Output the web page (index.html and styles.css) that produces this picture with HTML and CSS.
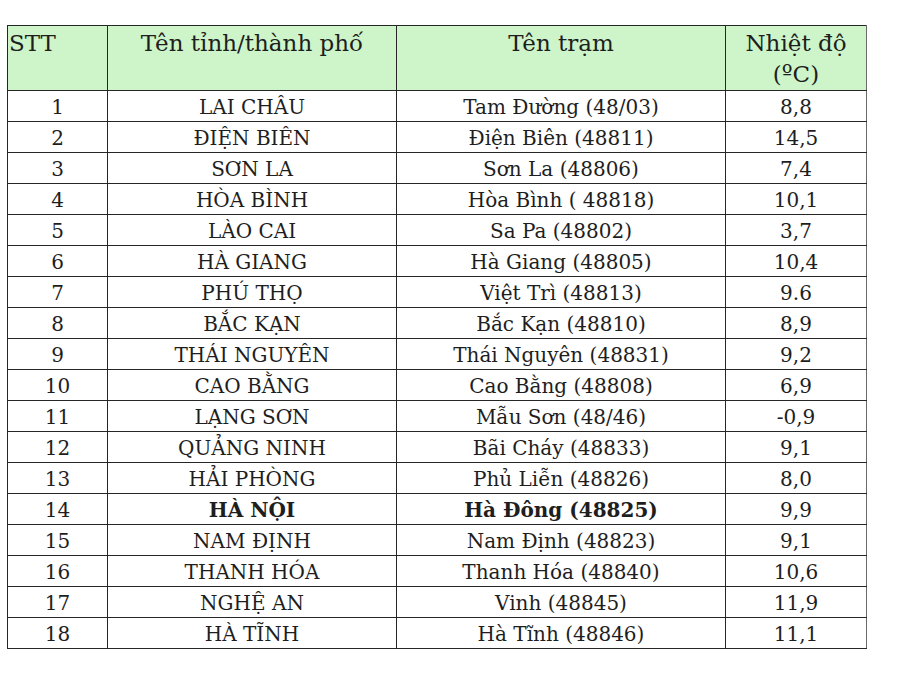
FILE: index.html
```html
<!DOCTYPE html>
<html lang="vi">
<head>
<meta charset="utf-8">
<link rel="stylesheet" href="styles.css">
</head>
<body>
<table class="data">
  <colgroup>
    <col class="c1"><col class="c2"><col class="c3"><col class="c4">
  </colgroup>
  <thead>
    <tr>
      <th class="stt">STT</th>
      <th>Tên tỉnh/thành phố</th>
      <th>Tên trạm</th>
      <th>Nhiệt độ<br>(ºC)</th>
    </tr>
  </thead>
  <tbody>
    <tr><td>1</td><td>LAI CHÂU</td><td>Tam Đường (48/03)</td><td>8,8</td></tr>
    <tr><td>2</td><td>ĐIỆN BIÊN</td><td>Điện Biên (48811)</td><td>14,5</td></tr>
    <tr><td>3</td><td>SƠN LA</td><td>Sơn La (48806)</td><td>7,4</td></tr>
    <tr><td>4</td><td>HÒA BÌNH</td><td>Hòa Bình ( 48818)</td><td>10,1</td></tr>
    <tr><td>5</td><td>LÀO CAI</td><td>Sa Pa (48802)</td><td>3,7</td></tr>
    <tr><td>6</td><td>HÀ GIANG</td><td>Hà Giang (48805)</td><td>10,4</td></tr>
    <tr><td>7</td><td>PHÚ THỌ</td><td>Việt Trì (48813)</td><td>9.6</td></tr>
    <tr><td>8</td><td>BẮC KẠN</td><td>Bắc Kạn (48810)</td><td>8,9</td></tr>
    <tr><td>9</td><td>THÁI NGUYÊN</td><td>Thái Nguyên (48831)</td><td>9,2</td></tr>
    <tr><td>10</td><td>CAO BẰNG</td><td>Cao Bằng (48808)</td><td>6,9</td></tr>
    <tr><td>11</td><td>LẠNG SƠN</td><td>Mẫu Sơn (48/46)</td><td>-0,9</td></tr>
    <tr><td>12</td><td>QUẢNG NINH</td><td>Bãi Cháy (48833)</td><td>9,1</td></tr>
    <tr><td>13</td><td>HẢI PHÒNG</td><td>Phủ Liễn (48826)</td><td>8,0</td></tr>
    <tr class="hl"><td>14</td><td>HÀ NỘI</td><td>Hà Đông (48825)</td><td>9,9</td></tr>
    <tr><td>15</td><td>NAM ĐỊNH</td><td>Nam Định (48823)</td><td>9,1</td></tr>
    <tr><td>16</td><td>THANH HÓA</td><td>Thanh Hóa (48840)</td><td>10,6</td></tr>
    <tr><td>17</td><td>NGHỆ AN</td><td>Vinh (48845)</td><td>11,9</td></tr>
    <tr><td>18</td><td>HÀ TĨNH</td><td>Hà Tĩnh (48846)</td><td>11,1</td></tr>
  </tbody>
</table>
</body>
</html>
```
FILE: styles.css
```css
html, body {
  margin: 0;
  padding: 0;
  background: #ffffff;
}
body {
  padding: 25px 0 0 7px;
  font-family: "DejaVu Serif", "Liberation Serif", serif;
  color: #1e1e1e;
}
.data {
  border-collapse: collapse;
  table-layout: fixed;
  width: 859px;
  font-size: 20px;
}
.c1 { width: 100px; }
.c2 { width: 289px; }
.c3 { width: 329px; }
.c4 { width: 141px; }
.data th, .data td {
  border: 1px solid #262626;
  padding: 0;
  text-align: center;
  font-weight: normal;
}
.data th {
  background: #cdf5c9;
  height: 64px;
  vertical-align: top;
  font-size: 23px;
  line-height: 31px;
  padding-top: 2px;
  box-sizing: border-box;
}
.data th.stt {
  text-align: left;
  padding-left: 1px;
}
.data th:last-child, .data td:last-child {
  border-right-color: #6a6a6a;
}
.data td {
  height: 31px;
  line-height: 27px;
  box-sizing: border-box;
  padding-top: 3px;
  vertical-align: top;
}
.data tr.hl td:nth-child(2), .data tr.hl td:nth-child(3) {
  font-weight: bold;
}
```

————————

Aim of the task:
Except for the pictures, copy the material above exactly.

Worked solution:
Output the web page (index.html and styles.css) that produces this picture with HTML and CSS.
FILE: index.html
```html
<!DOCTYPE html>
<html lang="vi">
<head>
<meta charset="utf-8">
<link rel="stylesheet" href="styles.css">
</head>
<body>
<table class="data">
  <colgroup>
    <col class="c1"><col class="c2"><col class="c3"><col class="c4">
  </colgroup>
  <thead>
    <tr>
      <th class="stt">STT</th>
      <th>Tên tỉnh/thành phố</th>
      <th>Tên trạm</th>
      <th>Nhiệt độ<br>(ºC)</th>
    </tr>
  </thead>
  <tbody>
    <tr><td>1</td><td>LAI CHÂU</td><td>Tam Đường (48/03)</td><td>8,8</td></tr>
    <tr><td>2</td><td>ĐIỆN BIÊN</td><td>Điện Biên (48811)</td><td>14,5</td></tr>
    <tr><td>3</td><td>SƠN LA</td><td>Sơn La (48806)</td><td>7,4</td></tr>
    <tr><td>4</td><td>HÒA BÌNH</td><td>Hòa Bình ( 48818)</td><td>10,1</td></tr>
    <tr><td>5</td><td>LÀO CAI</td><td>Sa Pa (48802)</td><td>3,7</td></tr>
    <tr><td>6</td><td>HÀ GIANG</td><td>Hà Giang (48805)</td><td>10,4</td></tr>
    <tr><td>7</td><td>PHÚ THỌ</td><td>Việt Trì (48813)</td><td>9.6</td></tr>
    <tr><td>8</td><td>BẮC KẠN</td><td>Bắc Kạn (48810)</td><td>8,9</td></tr>
    <tr><td>9</td><td>THÁI NGUYÊN</td><td>Thái Nguyên (48831)</td><td>9,2</td></tr>
    <tr><td>10</td><td>CAO BẰNG</td><td>Cao Bằng (48808)</td><td>6,9</td></tr>
    <tr><td>11</td><td>LẠNG SƠN</td><td>Mẫu Sơn (48/46)</td><td>-0,9</td></tr>
    <tr><td>12</td><td>QUẢNG NINH</td><td>Bãi Cháy (48833)</td><td>9,1</td></tr>
    <tr><td>13</td><td>HẢI PHÒNG</td><td>Phủ Liễn (48826)</td><td>8,0</td></tr>
    <tr class="hl"><td>14</td><td>HÀ NỘI</td><td>Hà Đông (48825)</td><td>9,9</td></tr>
    <tr><td>15</td><td>NAM ĐỊNH</td><td>Nam Định (48823)</td><td>9,1</td></tr>
    <tr><td>16</td><td>THANH HÓA</td><td>Thanh Hóa (48840)</td><td>10,6</td></tr>
    <tr><td>17</td><td>NGHỆ AN</td><td>Vinh (48845)</td><td>11,9</td></tr>
    <tr><td>18</td><td>HÀ TĨNH</td><td>Hà Tĩnh (48846)</td><td>11,1</td></tr>
  </tbody>
</table>
</body>
</html>
```
FILE: styles.css
```css
html, body {
  margin: 0;
  padding: 0;
  background: #ffffff;
}
body {
  padding: 25px 0 0 7px;
  font-family: "DejaVu Serif", "Liberation Serif", serif;
  color: #1e1e1e;
}
.data {
  border-collapse: collapse;
  table-layout: fixed;
  width: 859px;
  font-size: 20px;
}
.c1 { width: 100px; }
.c2 { width: 289px; }
.c3 { width: 329px; }
.c4 { width: 141px; }
.data th, .data td {
  border: 1px solid #262626;
  padding: 0;
  text-align: center;
  font-weight: normal;
}
.data th {
  background: #cdf5c9;
  height: 64px;
  vertical-align: top;
  font-size: 23px;
  line-height: 31px;
  padding-top: 2px;
  box-sizing: border-box;
}
.data th.stt {
  text-align: left;
  padding-left: 1px;
}
.data th:last-child, .data td:last-child {
  border-right-color: #6a6a6a;
}
.data td {
  height: 31px;
  line-height: 27px;
  box-sizing: border-box;
  padding-top: 3px;
  vertical-align: top;
}
.data tr.hl td:nth-child(2), .data tr.hl td:nth-child(3) {
  font-weight: bold;
}
```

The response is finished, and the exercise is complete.